• **Data section**
--------------------------------

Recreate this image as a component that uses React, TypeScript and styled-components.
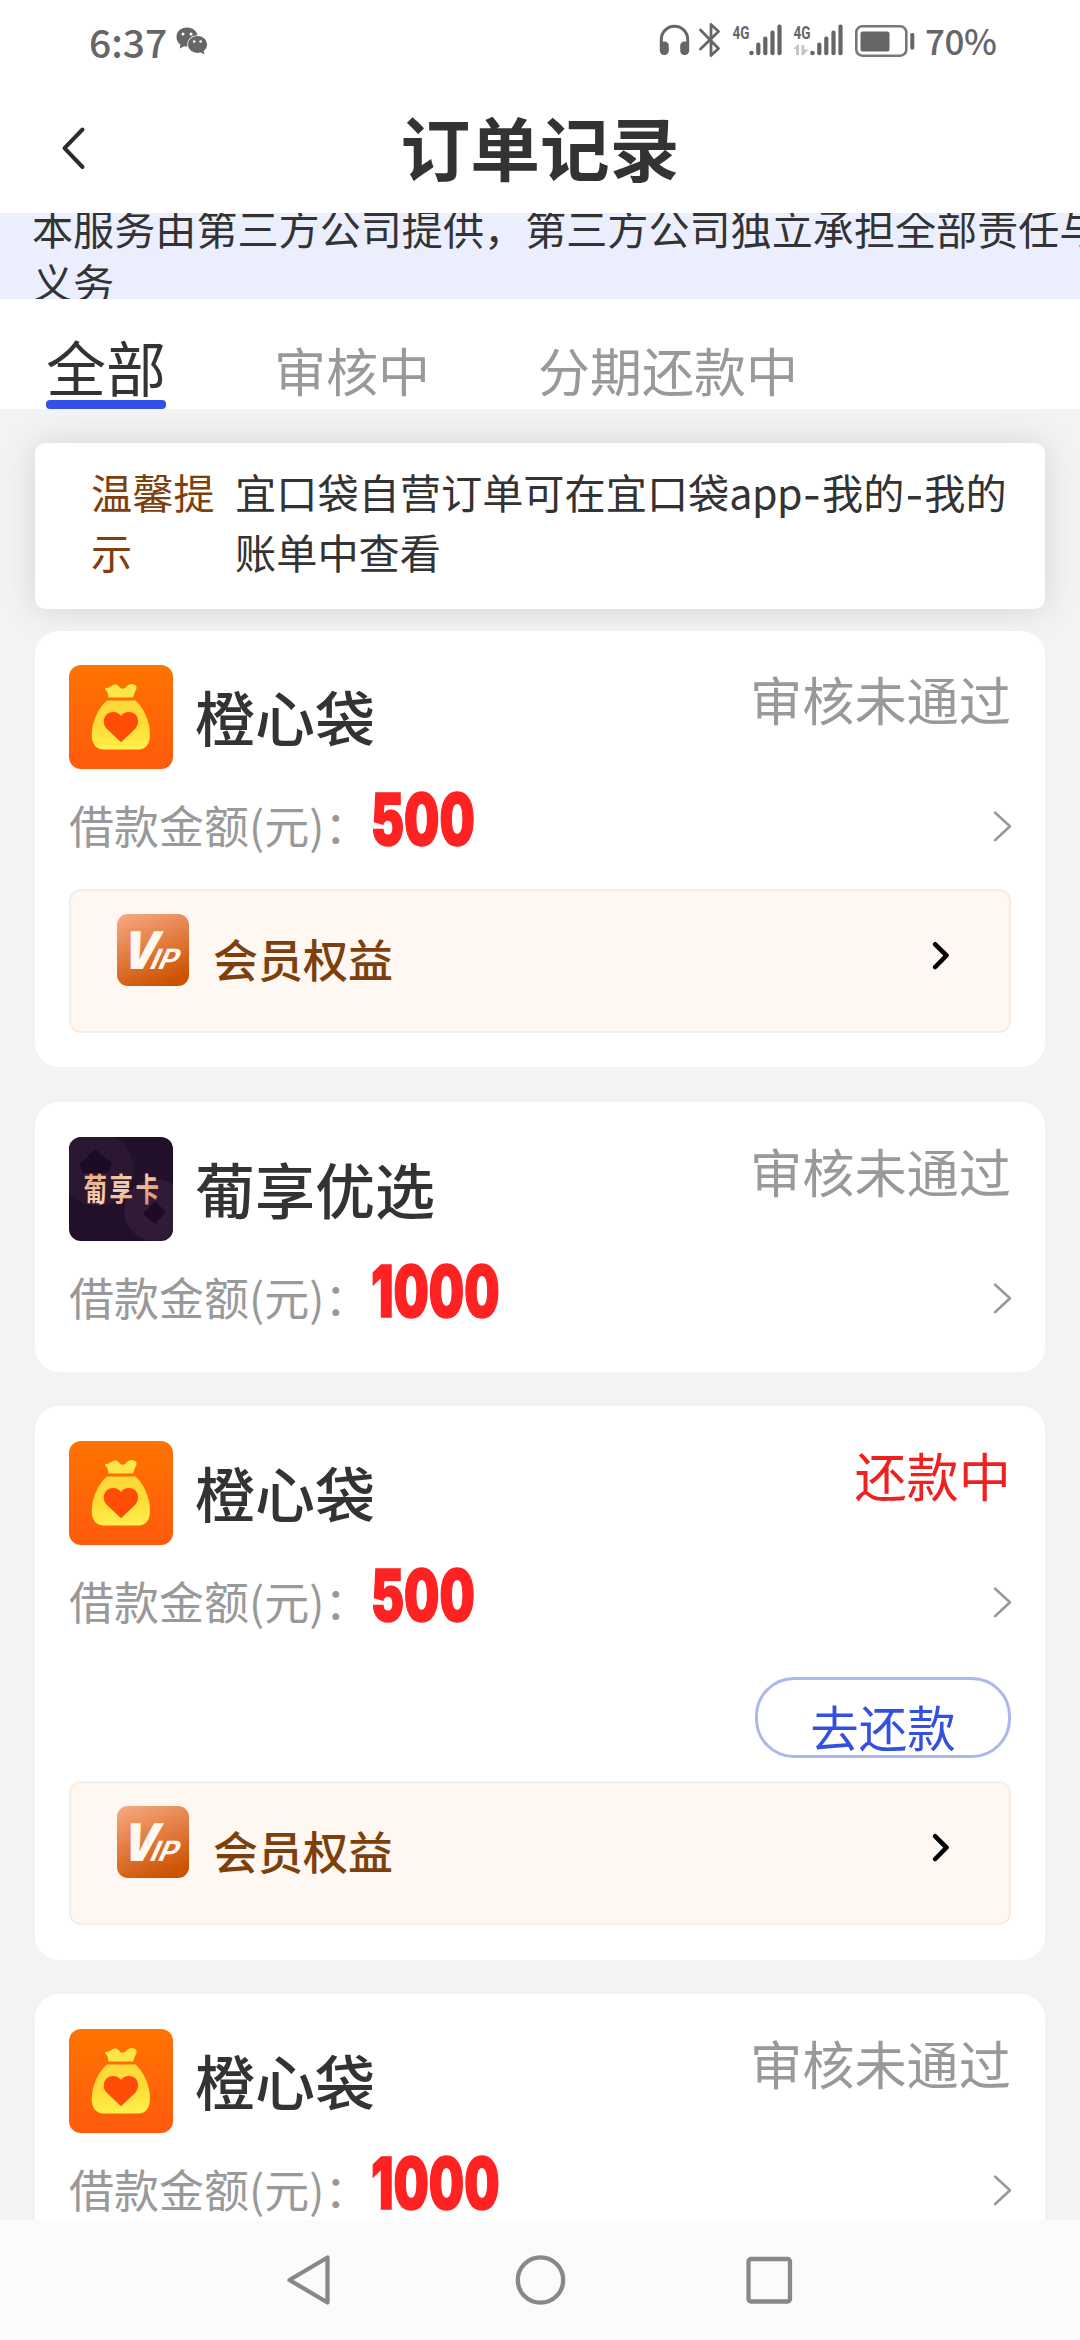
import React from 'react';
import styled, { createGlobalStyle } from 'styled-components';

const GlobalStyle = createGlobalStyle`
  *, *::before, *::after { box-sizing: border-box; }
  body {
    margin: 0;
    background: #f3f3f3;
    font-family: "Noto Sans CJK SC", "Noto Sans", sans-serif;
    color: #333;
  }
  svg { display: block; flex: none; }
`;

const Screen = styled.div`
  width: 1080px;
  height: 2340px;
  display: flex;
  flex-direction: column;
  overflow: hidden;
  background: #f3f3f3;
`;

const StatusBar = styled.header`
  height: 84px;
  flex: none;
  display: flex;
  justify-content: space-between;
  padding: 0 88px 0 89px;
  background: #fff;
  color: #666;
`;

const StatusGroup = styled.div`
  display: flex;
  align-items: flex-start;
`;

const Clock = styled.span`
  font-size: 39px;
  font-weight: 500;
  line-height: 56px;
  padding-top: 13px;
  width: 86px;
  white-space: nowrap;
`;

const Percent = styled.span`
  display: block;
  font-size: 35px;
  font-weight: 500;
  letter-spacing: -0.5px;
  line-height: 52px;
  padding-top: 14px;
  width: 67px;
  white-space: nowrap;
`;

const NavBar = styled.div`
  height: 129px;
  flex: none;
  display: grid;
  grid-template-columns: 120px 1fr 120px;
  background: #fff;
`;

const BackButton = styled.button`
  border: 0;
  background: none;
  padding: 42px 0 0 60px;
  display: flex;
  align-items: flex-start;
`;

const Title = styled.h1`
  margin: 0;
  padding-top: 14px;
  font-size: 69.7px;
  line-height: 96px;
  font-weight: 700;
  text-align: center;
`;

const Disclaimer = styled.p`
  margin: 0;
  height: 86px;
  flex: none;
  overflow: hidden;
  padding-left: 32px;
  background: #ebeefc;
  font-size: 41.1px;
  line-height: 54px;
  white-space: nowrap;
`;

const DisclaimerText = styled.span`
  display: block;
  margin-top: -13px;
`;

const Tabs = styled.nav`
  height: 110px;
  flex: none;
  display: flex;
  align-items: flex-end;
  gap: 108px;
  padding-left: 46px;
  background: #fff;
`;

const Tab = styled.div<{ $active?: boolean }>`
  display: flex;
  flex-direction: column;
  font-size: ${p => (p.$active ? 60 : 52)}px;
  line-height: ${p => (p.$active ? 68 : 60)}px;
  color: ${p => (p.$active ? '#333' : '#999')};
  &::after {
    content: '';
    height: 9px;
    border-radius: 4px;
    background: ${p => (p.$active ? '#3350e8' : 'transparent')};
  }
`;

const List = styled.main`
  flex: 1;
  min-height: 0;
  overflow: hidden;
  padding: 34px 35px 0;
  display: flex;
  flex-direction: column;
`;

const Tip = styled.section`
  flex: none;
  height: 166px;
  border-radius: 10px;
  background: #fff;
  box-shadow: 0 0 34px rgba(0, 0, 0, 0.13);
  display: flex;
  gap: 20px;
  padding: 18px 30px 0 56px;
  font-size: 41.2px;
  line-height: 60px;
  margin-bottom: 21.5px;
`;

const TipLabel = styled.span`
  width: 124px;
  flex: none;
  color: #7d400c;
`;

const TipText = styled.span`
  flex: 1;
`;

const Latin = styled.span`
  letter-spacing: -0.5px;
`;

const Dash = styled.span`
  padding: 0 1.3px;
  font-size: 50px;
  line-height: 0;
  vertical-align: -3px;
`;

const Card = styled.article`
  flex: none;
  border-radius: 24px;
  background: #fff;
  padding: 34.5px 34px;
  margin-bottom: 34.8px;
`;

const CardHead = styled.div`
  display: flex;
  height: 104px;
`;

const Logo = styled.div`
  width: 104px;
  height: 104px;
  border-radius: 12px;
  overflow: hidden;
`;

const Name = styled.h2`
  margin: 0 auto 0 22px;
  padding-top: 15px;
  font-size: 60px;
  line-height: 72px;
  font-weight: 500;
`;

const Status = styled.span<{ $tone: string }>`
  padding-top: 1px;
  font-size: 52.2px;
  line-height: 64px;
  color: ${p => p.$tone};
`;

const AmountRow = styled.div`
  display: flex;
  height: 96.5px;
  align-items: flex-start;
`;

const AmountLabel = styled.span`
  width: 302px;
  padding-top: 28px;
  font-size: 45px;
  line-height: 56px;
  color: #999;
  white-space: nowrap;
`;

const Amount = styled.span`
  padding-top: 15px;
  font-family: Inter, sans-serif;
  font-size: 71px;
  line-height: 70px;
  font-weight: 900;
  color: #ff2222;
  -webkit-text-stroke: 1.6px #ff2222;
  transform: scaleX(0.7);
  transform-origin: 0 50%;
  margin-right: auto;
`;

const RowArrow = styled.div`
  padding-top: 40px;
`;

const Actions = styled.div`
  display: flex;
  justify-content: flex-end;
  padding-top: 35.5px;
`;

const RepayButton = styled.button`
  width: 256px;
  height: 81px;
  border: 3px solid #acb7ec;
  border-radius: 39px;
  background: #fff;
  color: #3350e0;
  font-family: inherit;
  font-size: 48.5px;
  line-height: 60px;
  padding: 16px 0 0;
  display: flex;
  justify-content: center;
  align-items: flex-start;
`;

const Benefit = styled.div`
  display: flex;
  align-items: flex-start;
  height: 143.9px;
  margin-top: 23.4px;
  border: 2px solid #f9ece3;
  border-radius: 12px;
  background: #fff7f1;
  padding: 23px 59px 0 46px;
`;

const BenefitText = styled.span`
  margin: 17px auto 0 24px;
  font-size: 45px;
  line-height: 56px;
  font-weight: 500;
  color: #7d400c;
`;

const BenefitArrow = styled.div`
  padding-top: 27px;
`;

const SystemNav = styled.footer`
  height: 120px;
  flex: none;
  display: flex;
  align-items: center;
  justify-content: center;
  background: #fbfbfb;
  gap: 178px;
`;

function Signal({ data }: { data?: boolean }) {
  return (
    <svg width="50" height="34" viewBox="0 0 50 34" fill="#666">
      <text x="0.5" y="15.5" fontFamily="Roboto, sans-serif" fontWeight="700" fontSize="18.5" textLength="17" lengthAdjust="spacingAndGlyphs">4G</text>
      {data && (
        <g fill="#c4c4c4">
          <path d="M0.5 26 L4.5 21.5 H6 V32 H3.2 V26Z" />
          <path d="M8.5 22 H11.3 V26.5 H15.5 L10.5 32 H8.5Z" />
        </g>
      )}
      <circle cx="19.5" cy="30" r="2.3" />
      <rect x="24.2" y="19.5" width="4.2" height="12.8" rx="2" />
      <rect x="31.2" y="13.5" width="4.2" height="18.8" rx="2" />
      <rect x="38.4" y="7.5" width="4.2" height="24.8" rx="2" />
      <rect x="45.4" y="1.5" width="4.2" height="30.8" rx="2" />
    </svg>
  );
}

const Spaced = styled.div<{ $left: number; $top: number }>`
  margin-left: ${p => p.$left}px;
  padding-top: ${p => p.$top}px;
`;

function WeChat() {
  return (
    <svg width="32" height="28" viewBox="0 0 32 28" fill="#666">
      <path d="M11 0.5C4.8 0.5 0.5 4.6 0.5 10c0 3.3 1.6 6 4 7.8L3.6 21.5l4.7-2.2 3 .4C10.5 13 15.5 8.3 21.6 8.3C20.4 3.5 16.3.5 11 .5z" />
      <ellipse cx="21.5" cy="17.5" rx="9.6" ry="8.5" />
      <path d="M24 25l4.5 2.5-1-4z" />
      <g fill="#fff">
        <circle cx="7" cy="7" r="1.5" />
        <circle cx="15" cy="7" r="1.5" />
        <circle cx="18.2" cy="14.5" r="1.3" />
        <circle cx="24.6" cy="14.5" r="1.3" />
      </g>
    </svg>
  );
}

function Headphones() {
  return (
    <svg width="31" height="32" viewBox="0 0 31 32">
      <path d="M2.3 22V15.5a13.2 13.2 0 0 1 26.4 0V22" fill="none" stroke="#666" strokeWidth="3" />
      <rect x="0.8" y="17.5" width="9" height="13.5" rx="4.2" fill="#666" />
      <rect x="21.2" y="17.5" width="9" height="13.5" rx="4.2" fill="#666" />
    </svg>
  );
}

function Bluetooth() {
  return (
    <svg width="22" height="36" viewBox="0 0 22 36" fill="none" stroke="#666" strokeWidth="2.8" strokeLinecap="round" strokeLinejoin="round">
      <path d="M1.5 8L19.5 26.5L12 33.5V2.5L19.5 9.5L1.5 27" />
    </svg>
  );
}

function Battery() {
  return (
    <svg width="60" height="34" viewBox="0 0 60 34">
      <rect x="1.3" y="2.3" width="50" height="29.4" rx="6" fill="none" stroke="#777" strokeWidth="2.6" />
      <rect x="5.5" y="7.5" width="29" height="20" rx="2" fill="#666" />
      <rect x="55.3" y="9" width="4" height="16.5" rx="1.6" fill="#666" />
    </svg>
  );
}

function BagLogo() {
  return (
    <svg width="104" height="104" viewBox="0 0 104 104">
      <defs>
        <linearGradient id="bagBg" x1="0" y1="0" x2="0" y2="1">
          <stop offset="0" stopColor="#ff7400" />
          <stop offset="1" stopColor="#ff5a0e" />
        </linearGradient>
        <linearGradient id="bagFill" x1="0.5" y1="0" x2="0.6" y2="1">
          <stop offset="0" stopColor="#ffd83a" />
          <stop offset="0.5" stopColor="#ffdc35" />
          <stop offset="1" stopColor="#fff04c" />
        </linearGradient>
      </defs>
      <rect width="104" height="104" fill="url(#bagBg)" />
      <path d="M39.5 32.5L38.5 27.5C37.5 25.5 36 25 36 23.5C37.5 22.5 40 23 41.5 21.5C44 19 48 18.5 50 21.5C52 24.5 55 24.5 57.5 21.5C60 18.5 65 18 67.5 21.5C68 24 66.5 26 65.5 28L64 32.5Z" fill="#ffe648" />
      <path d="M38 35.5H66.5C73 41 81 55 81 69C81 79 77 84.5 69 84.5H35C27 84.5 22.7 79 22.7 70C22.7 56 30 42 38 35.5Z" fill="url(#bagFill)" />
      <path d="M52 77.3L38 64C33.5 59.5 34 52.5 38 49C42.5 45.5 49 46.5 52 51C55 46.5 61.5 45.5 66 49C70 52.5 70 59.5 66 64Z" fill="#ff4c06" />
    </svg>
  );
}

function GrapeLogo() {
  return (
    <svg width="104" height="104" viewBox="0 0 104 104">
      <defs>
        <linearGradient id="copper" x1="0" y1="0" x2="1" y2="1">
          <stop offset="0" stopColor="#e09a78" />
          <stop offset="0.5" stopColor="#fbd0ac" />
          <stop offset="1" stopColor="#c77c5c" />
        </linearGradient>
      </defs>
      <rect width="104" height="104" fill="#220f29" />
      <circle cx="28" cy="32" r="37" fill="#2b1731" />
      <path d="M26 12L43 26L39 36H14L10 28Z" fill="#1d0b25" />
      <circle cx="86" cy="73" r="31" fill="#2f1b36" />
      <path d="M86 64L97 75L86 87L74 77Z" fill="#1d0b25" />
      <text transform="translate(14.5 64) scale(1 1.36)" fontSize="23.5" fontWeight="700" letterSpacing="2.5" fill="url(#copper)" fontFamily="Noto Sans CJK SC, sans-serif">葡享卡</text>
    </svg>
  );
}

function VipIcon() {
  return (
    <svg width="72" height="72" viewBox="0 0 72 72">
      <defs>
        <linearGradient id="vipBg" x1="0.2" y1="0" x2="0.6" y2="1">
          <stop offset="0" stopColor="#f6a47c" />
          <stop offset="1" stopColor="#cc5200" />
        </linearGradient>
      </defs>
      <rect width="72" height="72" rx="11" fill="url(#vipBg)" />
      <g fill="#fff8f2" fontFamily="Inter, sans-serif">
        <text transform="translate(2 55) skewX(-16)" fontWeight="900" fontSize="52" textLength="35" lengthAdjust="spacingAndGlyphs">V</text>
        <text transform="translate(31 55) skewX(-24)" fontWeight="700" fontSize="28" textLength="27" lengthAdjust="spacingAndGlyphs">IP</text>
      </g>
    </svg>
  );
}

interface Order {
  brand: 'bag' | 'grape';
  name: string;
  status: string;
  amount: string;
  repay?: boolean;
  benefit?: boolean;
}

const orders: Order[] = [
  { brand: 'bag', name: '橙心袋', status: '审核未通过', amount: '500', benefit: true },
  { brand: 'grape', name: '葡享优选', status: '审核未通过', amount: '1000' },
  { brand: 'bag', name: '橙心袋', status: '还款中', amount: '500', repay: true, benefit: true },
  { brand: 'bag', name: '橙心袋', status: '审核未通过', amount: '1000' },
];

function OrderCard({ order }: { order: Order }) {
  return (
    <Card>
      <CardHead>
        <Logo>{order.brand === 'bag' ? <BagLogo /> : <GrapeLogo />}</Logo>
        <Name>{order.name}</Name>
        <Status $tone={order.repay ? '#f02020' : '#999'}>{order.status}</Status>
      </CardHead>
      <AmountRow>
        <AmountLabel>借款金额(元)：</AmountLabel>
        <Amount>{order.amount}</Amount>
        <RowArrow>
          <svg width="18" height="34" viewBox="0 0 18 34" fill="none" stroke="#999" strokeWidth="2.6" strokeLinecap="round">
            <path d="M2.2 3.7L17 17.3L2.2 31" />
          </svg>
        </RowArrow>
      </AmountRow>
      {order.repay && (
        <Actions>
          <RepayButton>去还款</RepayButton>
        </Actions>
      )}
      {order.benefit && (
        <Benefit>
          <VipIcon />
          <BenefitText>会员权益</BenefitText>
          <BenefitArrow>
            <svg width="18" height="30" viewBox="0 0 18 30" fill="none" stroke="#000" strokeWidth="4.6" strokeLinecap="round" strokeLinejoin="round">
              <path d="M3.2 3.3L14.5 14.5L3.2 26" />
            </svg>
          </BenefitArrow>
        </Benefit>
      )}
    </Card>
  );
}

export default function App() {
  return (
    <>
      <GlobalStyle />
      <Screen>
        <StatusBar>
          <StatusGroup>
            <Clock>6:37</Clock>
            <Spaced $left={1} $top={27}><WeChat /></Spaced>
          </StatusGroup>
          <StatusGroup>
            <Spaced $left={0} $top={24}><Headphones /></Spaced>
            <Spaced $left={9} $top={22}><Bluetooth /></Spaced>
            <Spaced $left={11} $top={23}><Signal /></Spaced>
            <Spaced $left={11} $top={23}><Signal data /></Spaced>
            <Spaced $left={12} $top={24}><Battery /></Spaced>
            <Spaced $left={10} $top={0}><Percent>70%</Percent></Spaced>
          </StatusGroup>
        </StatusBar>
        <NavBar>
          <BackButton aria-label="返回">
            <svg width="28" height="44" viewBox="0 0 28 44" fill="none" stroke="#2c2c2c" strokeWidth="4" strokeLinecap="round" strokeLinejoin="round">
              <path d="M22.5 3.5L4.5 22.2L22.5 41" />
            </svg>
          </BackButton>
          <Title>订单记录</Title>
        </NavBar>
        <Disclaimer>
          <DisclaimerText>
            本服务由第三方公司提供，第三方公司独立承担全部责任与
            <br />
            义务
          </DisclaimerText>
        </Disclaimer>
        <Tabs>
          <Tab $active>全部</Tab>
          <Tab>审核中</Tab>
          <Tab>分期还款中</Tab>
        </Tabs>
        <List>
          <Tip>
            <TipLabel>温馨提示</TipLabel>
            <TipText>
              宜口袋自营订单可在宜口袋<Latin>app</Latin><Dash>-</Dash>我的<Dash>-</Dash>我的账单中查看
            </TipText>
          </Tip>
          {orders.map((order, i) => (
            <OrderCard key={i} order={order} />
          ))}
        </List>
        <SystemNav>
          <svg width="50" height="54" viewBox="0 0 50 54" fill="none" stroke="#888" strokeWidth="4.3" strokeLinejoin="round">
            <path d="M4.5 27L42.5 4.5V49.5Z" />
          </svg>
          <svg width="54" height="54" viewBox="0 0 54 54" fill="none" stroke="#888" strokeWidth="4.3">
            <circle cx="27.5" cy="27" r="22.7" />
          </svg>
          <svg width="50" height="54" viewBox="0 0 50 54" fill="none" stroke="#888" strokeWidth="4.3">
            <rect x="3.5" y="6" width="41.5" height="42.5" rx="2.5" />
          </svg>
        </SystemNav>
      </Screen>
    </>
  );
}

--------------------------------

• **Aim of the exercise**
Count how many lines of the data include the word "components". Your reply should be that number alone.

• **Written answer**
2